WRONG! I filtered through the line of graduates. Byrnes. Cable. Caesar. The moment of truth. I'd had the name-reader as a professor during my sophomore year, so I wasn't too worried, but what would he say?
"Samantha Margaret Caha...an."
The day's debate has been how closely he came to correctly pronouncing Cahalan. I thought he basically got it right, but I was a bit distracted by the fact that he READ MY FIVE-LETTER FIRST NAME, THE MOST COMMON FEMALE BABY NAME OF THE 1990s, AS SAMANTHA. In the man's defense, he'd had the card in front of him with my phonetically-spelled pronunciation guide for maybe one second by the time he read my name. There were people missing from my row. Someone's diploma had just gotten mixed up with someone else's. Tensions were high. All of that said, though, he read my name as Samantha. I have basically never been more confused in my life.
The confusion only multiplied, however, when the faculty assistants handed me The Diploma. Having been thrown off by their newfound belief that my name was Samantha, they could not find my diploma in the stack. They handed me a random, empty diploma folder, whispering that if I came back up later, they'd find me my real one.
Needless to say, by the time I returned to my seat, my friends in the row ahead of me could barely breathe for how hard they were laughing.
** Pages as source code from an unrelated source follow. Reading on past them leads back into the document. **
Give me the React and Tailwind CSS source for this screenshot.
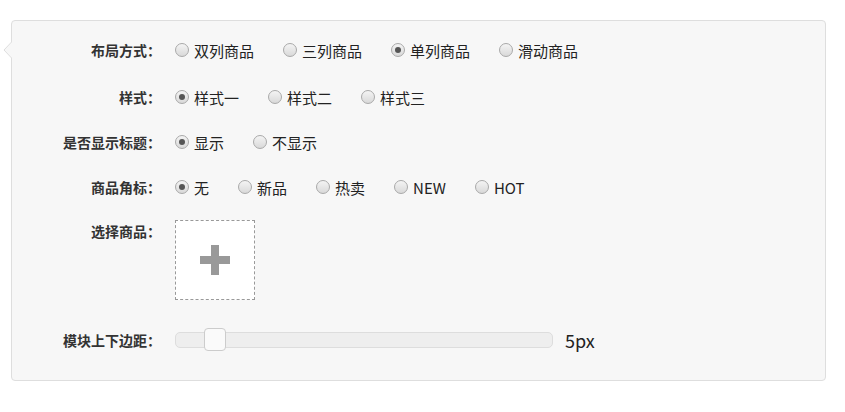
const font = { fontFamily: '"Microsoft YaHei", "Noto Sans CJK SC", "Noto Sans", sans-serif' };

const rows = [
  { label: "布局方式：", options: ["双列商品", "三列商品", "单列商品", "滑动商品"], checked: 2 },
  { label: "样式：", options: ["样式一", "样式二", "样式三"], checked: 0 },
  { label: "是否显示标题：", options: ["显示", "不显示"], checked: 0 },
  { label: "商品角标：", options: ["无", "新品", "热卖", "NEW", "HOT"], checked: 0 },
];

function Radio({ text, checked }) {
  return (
    <label className="flex items-center gap-[5px] mr-[29px] text-[15px] text-[#222] leading-none">
      <span className="w-[14px] h-[14px] rounded-full border border-[#a9a9a9] bg-gradient-to-b from-[#f4f4f4] to-[#d9d9d9] flex items-center justify-center">
        {checked && <span className="w-[6px] h-[6px] rounded-full bg-[#555]" />}
      </span>
      <span>{text}</span>
    </label>
  );
}

function Label({ children }) {
  return (
    <div className="w-[149px] shrink-0 text-right text-[14px] font-bold text-[#333]">
      {children}
    </div>
  );
}

export default function App() {
  return (
    <div className="w-[845px] h-[412px] bg-white pt-[20px] pl-[11px]" style={font}>
      <div className="relative w-[815px] h-[361px] bg-[#f7f7f7] border border-[#dedede] rounded-[4px] pt-[17px]">
        <svg className="absolute left-[-9px] top-[20px]" width="10" height="18" viewBox="0 0 10 18">
          <polygon points="9.5,0 1,9 9.5,18" fill="#f7f7f7" stroke="#dedede" />
          <rect x="9" y="0" width="2" height="18" fill="#f7f7f7" />
        </svg>
        {rows.map((r, i) => (
          <div
            key={r.label}
            className={`flex items-center h-[24px] ${i === 0 ? "mb-[23px]" : "mb-[21px]"}`}
          >
            <Label>{r.label}</Label>
            <div className="flex items-center ml-[14px]">
              {r.options.map((o, j) => (
                <Radio key={o} text={o} checked={j === r.checked} />
              ))}
            </div>
          </div>
        ))}
        <div className="flex items-start">
          <div className="h-[22px] flex items-center">
            <Label>选择商品：</Label>
          </div>
          <div className="ml-[14px] w-[80px] h-[80px] bg-white border border-dashed border-[#999] flex items-center justify-center">
            <svg width="30" height="30" viewBox="0 0 30 30">
              <rect x="11" y="0" width="8" height="30" fill="#999" />
              <rect x="0" y="11" width="30" height="8" fill="#999" />
            </svg>
          </div>
        </div>
        <div className="flex items-center h-[24px] mt-[28px]">
          <Label>模块上下边距：</Label>
          <div className="relative ml-[14px] w-[378px] h-[16px] bg-[#eee] border border-[#ddd] rounded-[5px]">
            <div className="absolute left-[28px] top-[-5px] w-[22px] h-[23px] bg-[#fafafa] border border-[#ccc] rounded-[4px]" />
          </div>
          <span className="ml-[12px] text-[18px] text-[#222] leading-none">5px</span>
        </div>
      </div>
    </div>
  );
}
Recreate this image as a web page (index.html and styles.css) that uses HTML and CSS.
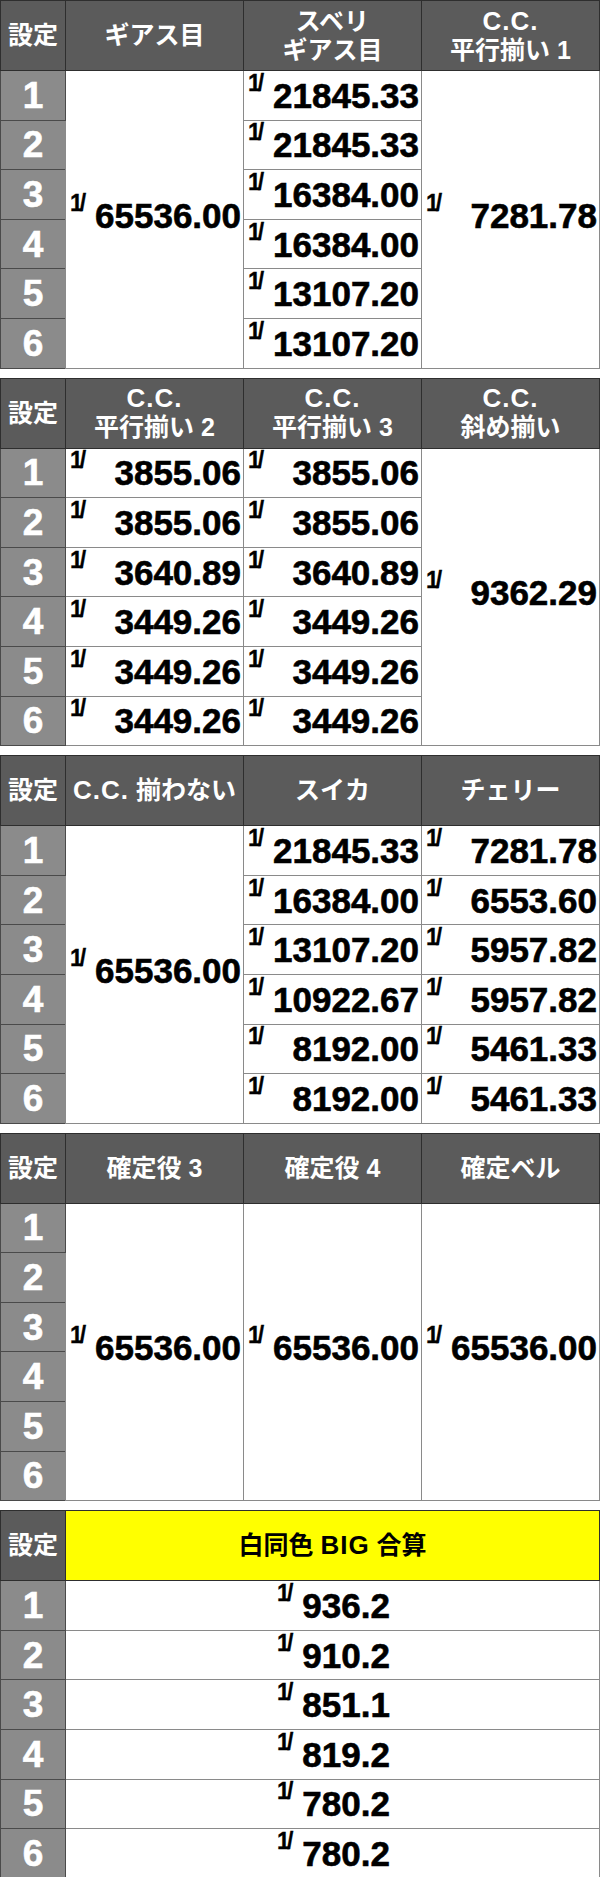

Basically, my Notre Dame career had ended exactly how I always thought it would: absurdly. I did get my real diploma after the ceremony ended, confirming that I did in fact graduate and the Arts and Letters faculty weren't pulling a terrible, cruel trick on me.
I am reminded that, in my freshman year, the guy administering the swim test attempted to convince me upon finishing that I had failed. "Do you want to take swimming?" he asked as I crawled out of the pool.
"Well," I thought, "I would rather tie lead bricks to my ankles and jump back into this Olympic-sized pool, but yeah, dude, totally, that's why we're all here." I said no.
"I'm totally kidding," the
It just seems to fit, then, that my college career ended today with the handing over of the same empty diploma frame that would be handed to someone finding out that - surprise! - they didn't actually graduate after all. I fell on stage at my graduation ceremony, and a professor I'd had in class mispronounced my name when I got my diploma. Yeah...that sounds about right.